Why these brakes on an 86/BRZ
From the factory, the 86/BRZ comes with relatively small calipers and soft compound pads that are designed for comfort and low noise in everyday driving. They work fine around town, but the moment you string together a few hard laps or consecutive heavy stops on a spirited mountain run, the pedal goes long, the pads fade, and confidence drops off. It is the single most common complaint from owners who take their car to the track, and it is the reason a brake upgrade is one of the first modifications we recommend on this platform.
This particular 86 sees regular track days alongside daily commuting, so the owner needed a package that would transform braking performance under sustained hard use without making the car unpleasant to drive on cold mornings or in stop-start traffic.
Choosing the Right Pad Compound
Not all brake pads are created equal, and choosing the wrong compound for your use case can make the car worse, not better. Full race pads need heat to work and can be genuinely dangerous on the street because they have almost no bite when cold. Conversely, stock-style pads will fade within a few laps of any circuit.
The Endless MX72 sits in a sweet spot that makes it one of the most popular pad choices for dual-purpose 86/BRZ builds. It is a semi-metallic compound that delivers strong initial bite from cold, so it works well in daily driving and gives you confidence from the first press of the pedal. But where the MX72 really earns its reputation is its thermal stability. The compound maintains consistent friction characteristics well into the temperatures you will see during a hard track session, which means the pedal feel and stopping power stay predictable lap after lap.

We fitted the MX72 on all four corners. Running a matched compound front and rear keeps the brake bias consistent and predictable, which matters more than most people realise. Mismatched pads can shift the balance under hard braking and make the rear feel either nervous or lazy depending on what is fitted where.
Braided Lines and High-Temperature Fluid
Upgrading the pads alone only solves half the problem. The factory rubber brake lines flex under pressure, which absorbs pedal effort and introduces a vague, spongy feel that gets worse as temperatures climb. HEL Performance braided stainless steel lines replace the factory rubber hoses with a PTFE-lined, braided assembly that does not expand under pressure. The result is a firmer, more direct pedal that responds immediately to input.

With the lines replaced, we did a full system bleed and flush with Endless RF650 brake fluid. Brake fluid is hygroscopic, meaning it absorbs moisture from the atmosphere over time. As the water content increases, the boiling point drops. On track, brake fluid temperatures can easily exceed the boiling point of degraded or low-spec fluid, which causes vapour bubbles in the lines and a pedal that goes straight to the floor. The RF650 has a dry boiling point of 316 degrees Celsius, which provides substantial margin for sustained hard use and keeps the pedal firm when it matters most.
Tightening Up the Master Cylinder
The final piece of this package addresses a known weak point in the 86/BRZ brake system that most owners are not aware of. The factory brake master cylinder is mounted to the firewall with a degree of compliance in the mounting. Under hard pedal pressure, the master cylinder body actually rocks slightly on its mount, which absorbs effort and introduces dead travel at the top of the pedal stroke before the hydraulic pressure starts building.

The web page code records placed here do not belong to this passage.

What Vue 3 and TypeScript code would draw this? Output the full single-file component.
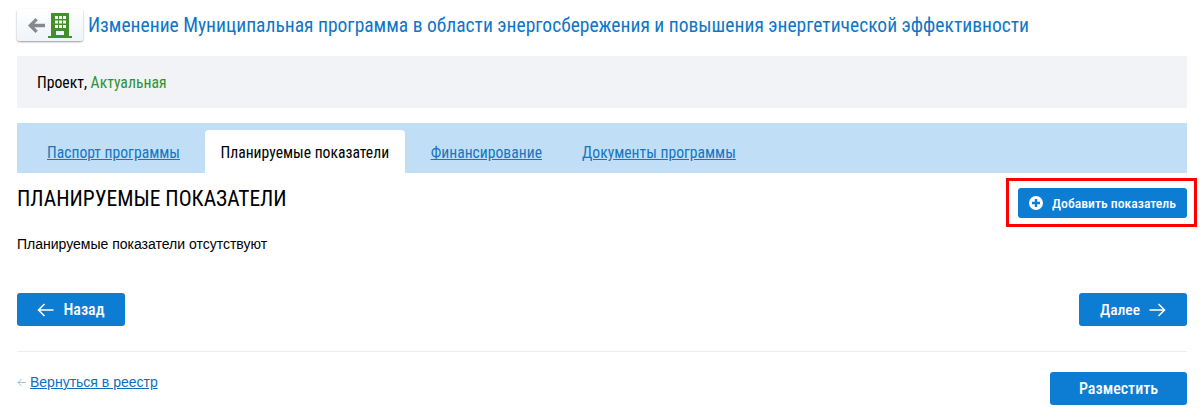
<script setup lang="ts">
const tabs = [
  { label: 'Паспорт программы', active: false },
  { label: 'Планируемые показатели', active: true },
  { label: 'Финансирование', active: false },
  { label: 'Документы программы', active: false }
];
</script>

<template>
  <div class="page">
    <header class="head">
      <button class="back-btn" type="button">
        <svg width="17" height="15" viewBox="0 0 17 15">
          <path d="M7.500 0 L0 7.500 L7.500 15 L9.800 12.700 L6.400 9.300 H17 V5.700 H6.400 L9.800 2.300 Z" fill="#868a8d" />
        </svg>
        <svg width="24" height="25" viewBox="0 0 24 25">
          <path fill-rule="evenodd" fill="#43902a" d="M3 0 H21 V23 H24 V25 H0 V23 H3 Z M7 3 V6 H10 V3 Z M11 3 V6 H14 V3 Z M15 3 V6 H18 V3 Z M7 7.500 V10.500 H10 V7.500 Z M11 7.500 V10.500 H14 V7.500 Z M15 7.500 V10.500 H18 V7.500 Z M7 12 V15 H10 V12 Z M11 12 V15 H14 V12 Z M15 12 V15 H18 V12 Z M8 18 V22 H16 V18 Z" />
        </svg>
      </button>
      <h1 class="title">Изменение Муниципальная программа в области энергосбережения и повышения энергетической эффективности</h1>
    </header>

    <div class="status">Проект, <span class="status-ok">Актуальная</span></div>

    <nav class="tabs">
      <a v-for="tab in tabs" :key="tab.label" class="tab" :class="{ active: tab.active }" href="#">{{ tab.label }}</a>
    </nav>

    <section class="section-head">
      <h2 class="section-title">ПЛАНИРУЕМЫЕ ПОКАЗАТЕЛИ</h2>
      <button class="btn btn-add" type="button">
        <svg width="14" height="14" viewBox="0 0 14 14">
          <path fill-rule="evenodd" fill="#fff" d="M7 0 A7 7 0 1 1 7 14 A7 7 0 1 1 7 0 Z M5.800 3 V5.800 H3 V8.200 H5.800 V11 H8.200 V8.200 H11 V5.800 H8.200 V3 Z" />
        </svg>
        Добавить показатель
      </button>
      <div class="highlight"></div>
    </section>

    <p class="empty">Планируемые показатели отсутствуют</p>

    <div class="nav-row">
      <button class="btn btn-nav btn-back" type="button">
        <svg width="17" height="14" viewBox="0 0 17 14">
          <path d="M16.500 7 H1.500 M7.500 1 L1.500 7 L7.500 13" fill="none" stroke="#fff" stroke-width="1.500" />
        </svg>
        Назад
      </button>
      <button class="btn btn-nav btn-next" type="button">
        Далее
        <svg width="17" height="14" viewBox="0 0 17 14">
          <path d="M0.500 7 H15.500 M9.500 1 L15.500 7 L9.500 13" fill="none" stroke="#fff" stroke-width="1.500" />
        </svg>
      </button>
    </div>

    <div class="foot">
      <div class="return">
        <svg class="return-arrow" width="9" height="9" viewBox="0 0 9 9">
          <path d="M9 4.500 H1 M4.500 1 L1 4.500 L4.500 8" fill="none" stroke="#a9bcd6" stroke-width="1" />
        </svg>
        <a href="#">Вернуться в реестр</a>
      </div>
      <button class="btn btn-place" type="button">Разместить</button>
    </div>
  </div>
</template>

<style scoped>
.page {
  width: 1170px;
  margin-left: 17px;
  font-family: Roboto, "Liberation Sans", sans-serif;
  color: #000;
}

.head {
  display: flex;
  align-items: center;
  height: 56px;
  padding-bottom: 6px;
  box-sizing: border-box;
}

.back-btn {
  display: flex;
  align-items: center;
  justify-content: center;
  gap: 3px;
  width: 66px;
  height: 32px;
  padding: 0;
  border: 0;
  border-radius: 3px;
  background: linear-gradient(#fff, #eef4f9);
  box-shadow: 0 1px 2px rgba(0, 0, 0, 0.4);
}

.title {
  margin: 0 0 0 5px;
  font-size: 19.540px;
  font-weight: 400;
  font-stretch: 75%;
  color: #0f76c6;
  white-space: nowrap;
}

.status {
  height: 52px;
  padding-left: 20px;
  line-height: 53px;
  font-size: 15.700px;
  font-stretch: 75%;
  background: #f1f3f7;
}

.status-ok {
  color: #2c9430;
}

.tabs {
  display: flex;
  align-items: flex-end;
  height: 50px;
  margin-top: 15px;
  padding-left: 10px;
  background: #c0dff7;
}

.tab {
  height: 43px;
  padding: 0 20px;
  line-height: 46px;
  font-size: 15.650px;
  font-stretch: 75%;
  color: #1a75bb;
}

.tab.active {
  margin: 0 6px 0 5px;
  padding: 0 15.500px;
  border-radius: 4px 4px 0 0;
  background: #fff;
  color: #000;
  text-decoration: none;
}

.section-head {
  position: relative;
  display: flex;
  justify-content: space-between;
  align-items: flex-start;
  padding-top: 15px;
}

.section-title {
  margin: 0;
  font-size: 21.500px;
  line-height: 22px;
  font-weight: 400;
  font-stretch: 75%;
}

.btn {
  display: flex;
  align-items: center;
  justify-content: center;
  border: 0;
  border-radius: 3px;
  background: #0d7dd4;
  color: #fff;
  font-family: inherit;
  font-stretch: 75%;
  font-weight: 500;
}

.btn-add {
  gap: 9px;
  width: 169px;
  height: 30px;
  padding: 0;
  font-size: 13.700px;
}

.highlight {
  position: absolute;
  top: 5px;
  right: -10px;
  width: 191px;
  height: 49px;
  box-sizing: border-box;
  border: 3px solid #f00;
}

.empty {
  margin: 18px 0 0;
  font-family: "Liberation Sans", Arial, sans-serif;
  font-size: 14px;
  line-height: 16px;
}

.nav-row {
  display: flex;
  justify-content: space-between;
  margin-top: 41px;
  padding-bottom: 25px;
  border-bottom: 1px solid #eceef0;
}

.btn-nav {
  gap: 9px;
  width: 108px;
  height: 33px;
  font-size: 16px;
}

.btn-next {
  font-size: 15.500px;
}

.foot {
  display: flex;
  justify-content: space-between;
  align-items: flex-start;
  padding-top: 20px;
}

.return {
  display: flex;
  align-items: center;
  gap: 4px;
  font-family: "Liberation Sans", Arial, sans-serif;
  font-size: 14px;
  line-height: 20px;
}

.return a {
  color: #0d6fc0;
}

.btn-place {
  width: 137px;
  height: 33px;
  font-size: 16px;
}
</style>
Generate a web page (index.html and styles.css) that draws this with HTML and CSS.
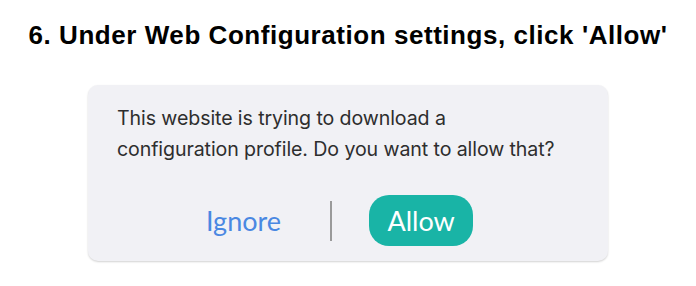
FILE: index.html
```html
<!DOCTYPE html>
<html>
<head>
<meta charset="utf-8">
<link rel="stylesheet" href="styles.css">
</head>
<body>
<main class="page">
  <h1 class="title">6. Under Web Configuration settings, click 'Allow'</h1>
  <section class="dialog">
    <p class="message">This website is trying to download a<br>configuration profile. Do you want to allow that?</p>
    <div class="actions">
      <span class="btn-ignore">Ignore</span>
      <span class="divider"></span>
      <span class="btn-allow">Allow</span>
    </div>
  </section>
</main>
</body>
</html>
```

FILE: styles.css
```css
html, body {
  margin: 0;
  padding: 0;
  background: #ffffff;
}
.page {
  width: 696px;
  height: 286px;
  display: flex;
  flex-direction: column;
  align-items: center;
  overflow: hidden;
}
.title {
  margin: 21px 0 0 0;
  font-family: "Liberation Sans", Arial, sans-serif;
  font-weight: bold;
  font-size: 26px;
  line-height: 29px;
  color: #000;
  letter-spacing: 0.55px;
  white-space: nowrap;
}
.dialog {
  margin-top: 35px;
  width: 520px;
  height: 176px;
  box-sizing: border-box;
  background: #f1f1f5;
  border-radius: 10px;
  box-shadow: 0 1px 2px rgba(0,0,0,0.18);
  padding: 18px 0 0 29px;
  display: flex;
  flex-direction: column;
}
.message {
  margin: 0;
  font-family: Inter, "Noto Sans", sans-serif;
  font-size: 19.6px;
  line-height: 31px;
  color: #2e2e2e;
  letter-spacing: -0.1px;
}
.actions {
  margin-top: 30px;
  display: flex;
  align-items: center;
  padding-left: 89px;
}
.btn-ignore {
  font-family: Lato, "Noto Sans", sans-serif;
  font-size: 27px;
  color: #4a88e2;
  line-height: 51px;
}
.divider {
  width: 2px;
  height: 40px;
  background: #9a9a9a;
  margin: 0 37px 0 49px;
}
.btn-allow {
  width: 104px;
  height: 51px;
  border-radius: 20px;
  background: #19b4a6;
  color: #fff;
  font-family: Lato, "Noto Sans", sans-serif;
  font-size: 27px;
  display: flex;
  align-items: center;
  justify-content: center;
}
```
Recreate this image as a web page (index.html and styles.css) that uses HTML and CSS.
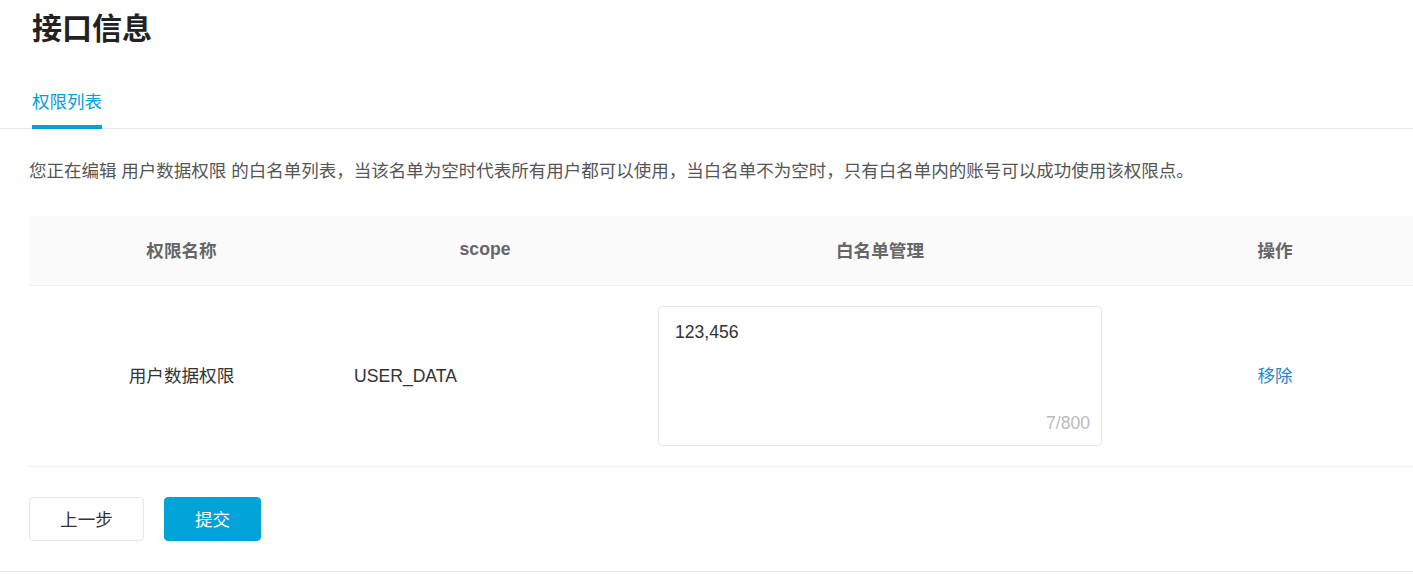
FILE: index.html
```html
<!DOCTYPE html>
<html lang="zh-CN">
<head>
    <meta charset="UTF-8">
    <title>接口信息</title>
    <link rel="stylesheet" href="styles.css">
</head>
<body>
<div class="page">

<h1 class="title">接口信息</h1>

<div class="tabs">
    <span class="tab active">权限列表</span>
</div>

<div class="content">
    <p class="desc">您正在编辑 用户数据权限 的白名单列表，当该名单为空时代表所有用户都可以使用，当白名单不为空时，只有白名单内的账号可以成功使用该权限点。</p>

    <table class="perm-table">
        <colgroup>
            <col class="c-name">
            <col class="c-scope">
            <col class="c-list">
            <col class="c-op">
        </colgroup>
        <thead>
            <tr>
                <th>权限名称</th>
                <th>scope</th>
                <th>白名单管理</th>
                <th>操作</th>
            </tr>
        </thead>
        <tbody>
            <tr>
                <td class="center">用户数据权限</td>
                <td class="latin">USER_DATA</td>
                <td>
                    <div class="textarea-box">
                        <textarea class="whitelist">123,456</textarea>
                        <span class="count">7/800</span>
                    </div>
                </td>
                <td class="center"><a class="link" href="#">移除</a></td>
            </tr>
        </tbody>
    </table>

    <div class="actions">
        <button class="btn">上一步</button>
        <button class="btn primary">提交</button>
    </div>
</div>

</div>
</body>
</html>
```

FILE: styles.css
```css
html, body { overflow: hidden; }
body {
    margin: 0;
    font-family: "Liberation Sans", "Noto Sans CJK SC", sans-serif;
    color: #333;
    background: #fff;
}
.page { border-bottom: 1px solid #e5e5e5; }

.title {
    margin: 0;
    padding: 8px 0 0 32px;
    font-size: 30px;
    line-height: 42px;
    font-weight: bold;
    color: #222;
}

.tabs {
    padding: 40px 0 0 32px;
    border-bottom: 1px solid #e8e8e8;
}
.tab {
    display: inline-block;
    font-size: 17.5px;
    line-height: 24px;
    padding-bottom: 11px;
    margin-bottom: -1px;
    border-bottom: 4px solid transparent;
}
.tab.active { color: #00a0d6; border-bottom-color: #00a0d6; }

.content { padding: 29px 0 30px 29px; overflow: hidden; }
.desc {
    margin: 0 0 32px;
    font-size: 17.5px;
    line-height: 26px;
    color: #555;
    white-space: nowrap;
}

.perm-table {
    width: 1397px;
    border-collapse: collapse;
    table-layout: fixed;
    font-size: 17.6px;
}
.c-name { width: 305px; }
.c-scope { width: 302px; }
.c-list { width: 488px; }
.c-op { width: 302px; }
.perm-table th {
    box-sizing: border-box;
    height: 69px;
    padding: 0 0 2px;
    background: #fafafa;
    border-bottom: 1px solid #f0f0f0;
    color: #666;
    font-weight: bold;
    text-align: center;
}
.perm-table td {
    padding: 20px 22px;
    border-bottom: 1px solid #f0f0f0;
    line-height: 26px;
}
.perm-table td.center { text-align: center; }
.perm-table td.latin { padding-left: 20px; }

.textarea-box { position: relative; }
.whitelist {
    display: block;
    box-sizing: border-box;
    width: 100%;
    height: 140px;
    margin: 0;
    padding: 12px 16px;
    border: 1px solid #e5e5e5;
    border-radius: 4px;
    font-family: inherit;
    font-size: 17.6px;
    line-height: 26px;
    color: #333;
    resize: none;
    outline: none;
}
.count {
    position: absolute;
    right: 12px;
    bottom: 10px;
    line-height: 26px;
    color: #bbb;
}
.link { color: #2b87c6; text-decoration: none; }

.actions { display: flex; gap: 20px; margin-top: 30px; }
.btn {
    box-sizing: border-box;
    width: 115px;
    height: 44px;
    border: 1px solid #e5e5e5;
    border-radius: 4px;
    background: #fff;
    font-family: inherit;
    font-size: 17.6px;
    color: #333;
}
.btn.primary {
    width: 97px;
    background: #00a3d8;
    border-color: #00a3d8;
    color: #fff;
}
```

The Hardrace brake master cylinder stopper is a simple billet bracket that bolts to the firewall behind the brake booster and braces the master cylinder body so it cannot move under load. It is a small, inexpensive part, but the difference in pedal feel is immediately noticeable. The dead zone at the top of the pedal travel disappears, and the brakes respond the instant you press the pedal. It is one of those modifications that makes you wonder why the factory did not do it this way in the first place.
Bedding In and Final Checks
After everything was fitted, the pads and rotors were bedded in following Endless’s recommended procedure. Proper bedding is critical because it builds an even transfer layer of pad material onto the rotor face, which is what gives you consistent friction and prevents hot spots or uneven wear. Skipping this step or doing it incorrectly is a common reason for vibration and inconsistent braking on new pads.

The end result is a braking system that feels like it belongs on a car a tier above the 86. Pedal feel is firm and immediate, with strong initial bite that inspires confidence from the first touch. On track, the MX72 pads hold up through sustained sessions without the fade that makes the factory pads a liability, and the RF650 fluid keeps the pedal consistent even when everything is up to temperature. For an owner who wants to drive harder without swapping to a full big brake kit, this combination covers all the bases.